A second thread tackled the ‘mechanisms of better design,’ centred on the need to design packaging better in the first place to avoid waste — an idea obviously close to my heart. Participants pointed out many quite practical obstacles to that happening. For example, poor packaging design briefing, in which sustainability rarely if ever appears when handed to packaging designers; a lack of sustainability awareness, know-how and inspiration for packaging designers. Unilever could really use its scale and reach to tackle some of these issues and potentially lead the industry, too.
Finally, it came as rather a surprise to me that our discussion rarely centred on the question we set! When we did drift back to our ‘premiumisation dilemma,’ some useful thoughts did emerge. These included a call to ‘decouple’ packaging from premium perceptions — thus getting people to think less is worth paying more for, plus the question of how Unilever could internally break out of the marketing model in which ‘more means more’ and marketers constantly add functions, benefits, materials, impacts, etc.
I drew a number of conclusions from the session about crowdsourcing and sustainable packaging alike. Given that ‘sustainability in the home’ contains such seriously big challenges, it’s great to see companies open up on these issues, rather than discussing them behind closed doors. I thought Unilever participants engaged in the real issues, rather than guarding themselves behind public relations, making the process more authentic.

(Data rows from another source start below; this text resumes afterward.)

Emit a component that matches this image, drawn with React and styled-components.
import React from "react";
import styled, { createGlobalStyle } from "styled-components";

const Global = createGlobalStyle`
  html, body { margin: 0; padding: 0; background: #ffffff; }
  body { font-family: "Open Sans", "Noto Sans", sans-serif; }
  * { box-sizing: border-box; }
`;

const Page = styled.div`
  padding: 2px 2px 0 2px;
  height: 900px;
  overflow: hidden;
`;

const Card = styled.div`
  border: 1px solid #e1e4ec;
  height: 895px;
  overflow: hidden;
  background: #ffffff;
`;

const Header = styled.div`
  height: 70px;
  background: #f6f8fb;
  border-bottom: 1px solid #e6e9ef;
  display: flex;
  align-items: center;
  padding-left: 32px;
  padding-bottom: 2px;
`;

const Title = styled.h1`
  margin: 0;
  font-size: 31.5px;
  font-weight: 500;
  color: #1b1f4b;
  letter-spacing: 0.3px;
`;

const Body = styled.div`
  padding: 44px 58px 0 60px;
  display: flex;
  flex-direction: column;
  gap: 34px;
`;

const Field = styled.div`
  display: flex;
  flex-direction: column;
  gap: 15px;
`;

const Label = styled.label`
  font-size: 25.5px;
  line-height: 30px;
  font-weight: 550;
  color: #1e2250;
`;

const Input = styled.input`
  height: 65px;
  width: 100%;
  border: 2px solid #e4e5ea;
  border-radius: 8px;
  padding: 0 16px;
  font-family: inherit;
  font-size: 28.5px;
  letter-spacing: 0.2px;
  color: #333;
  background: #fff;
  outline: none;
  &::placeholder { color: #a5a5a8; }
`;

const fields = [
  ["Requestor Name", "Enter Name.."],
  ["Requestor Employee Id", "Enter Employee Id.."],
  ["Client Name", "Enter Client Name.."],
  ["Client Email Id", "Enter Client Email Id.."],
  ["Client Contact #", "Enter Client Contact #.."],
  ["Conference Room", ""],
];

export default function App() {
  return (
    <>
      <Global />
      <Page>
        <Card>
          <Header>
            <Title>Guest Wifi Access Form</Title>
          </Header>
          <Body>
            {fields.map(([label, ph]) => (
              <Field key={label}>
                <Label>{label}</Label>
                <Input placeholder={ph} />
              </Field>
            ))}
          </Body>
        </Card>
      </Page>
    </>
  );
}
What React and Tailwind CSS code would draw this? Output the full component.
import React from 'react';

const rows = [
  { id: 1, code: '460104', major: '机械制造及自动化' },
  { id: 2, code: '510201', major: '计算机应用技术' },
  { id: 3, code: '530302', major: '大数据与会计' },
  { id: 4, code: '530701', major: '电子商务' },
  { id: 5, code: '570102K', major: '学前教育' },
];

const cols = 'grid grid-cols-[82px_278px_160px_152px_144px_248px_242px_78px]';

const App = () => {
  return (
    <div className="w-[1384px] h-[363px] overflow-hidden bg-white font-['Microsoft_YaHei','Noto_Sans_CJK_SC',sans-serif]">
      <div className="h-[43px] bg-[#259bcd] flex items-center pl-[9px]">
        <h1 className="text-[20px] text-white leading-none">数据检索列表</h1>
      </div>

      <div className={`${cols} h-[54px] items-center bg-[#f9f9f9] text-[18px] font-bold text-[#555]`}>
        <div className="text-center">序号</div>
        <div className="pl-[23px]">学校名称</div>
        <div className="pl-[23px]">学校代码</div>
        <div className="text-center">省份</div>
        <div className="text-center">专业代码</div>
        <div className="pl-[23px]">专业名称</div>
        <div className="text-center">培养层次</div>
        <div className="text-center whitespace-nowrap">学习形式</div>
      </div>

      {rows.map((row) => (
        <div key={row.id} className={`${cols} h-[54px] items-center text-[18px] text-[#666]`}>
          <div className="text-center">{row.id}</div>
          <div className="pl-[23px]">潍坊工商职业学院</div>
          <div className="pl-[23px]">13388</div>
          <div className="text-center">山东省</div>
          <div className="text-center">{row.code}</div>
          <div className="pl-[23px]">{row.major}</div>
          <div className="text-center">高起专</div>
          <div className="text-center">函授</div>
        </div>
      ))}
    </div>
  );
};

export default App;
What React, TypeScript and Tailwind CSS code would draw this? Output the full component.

That said, I’m not sure the methodology and format used are entirely right for this kind of dialogue, or were entirely successful on the day either. An hour doesn’t allow much depth or meaning to such heavyweight discussions, leaving only a shallow dive into these pretty thorny issues needing more thorough examination. Also, call me a digital luddite but the breakneck speed of questions, comments, replies and ‘likes’ streaming through the online platform left any red-thread really quite hard to follow. I do wonder what value such a rapid-fire approach to sustainable packaging dilemmas might bring to a company such as Unilever, which I know is already doing quite a lot on these issues. Clearly, too, the question is everything, and I’d recommend more tightly pinning down our ‘premiumisation’ question in order to get more from the one hour.
So while you couldn’t crowdsource an entire sustainable packaging strategy from our session, it was certainly an interesting experience and provided some useful nuggets and insights, too. Well done, Unilever, for opening up in this way — lets see more, and hopefully more in-depth, too.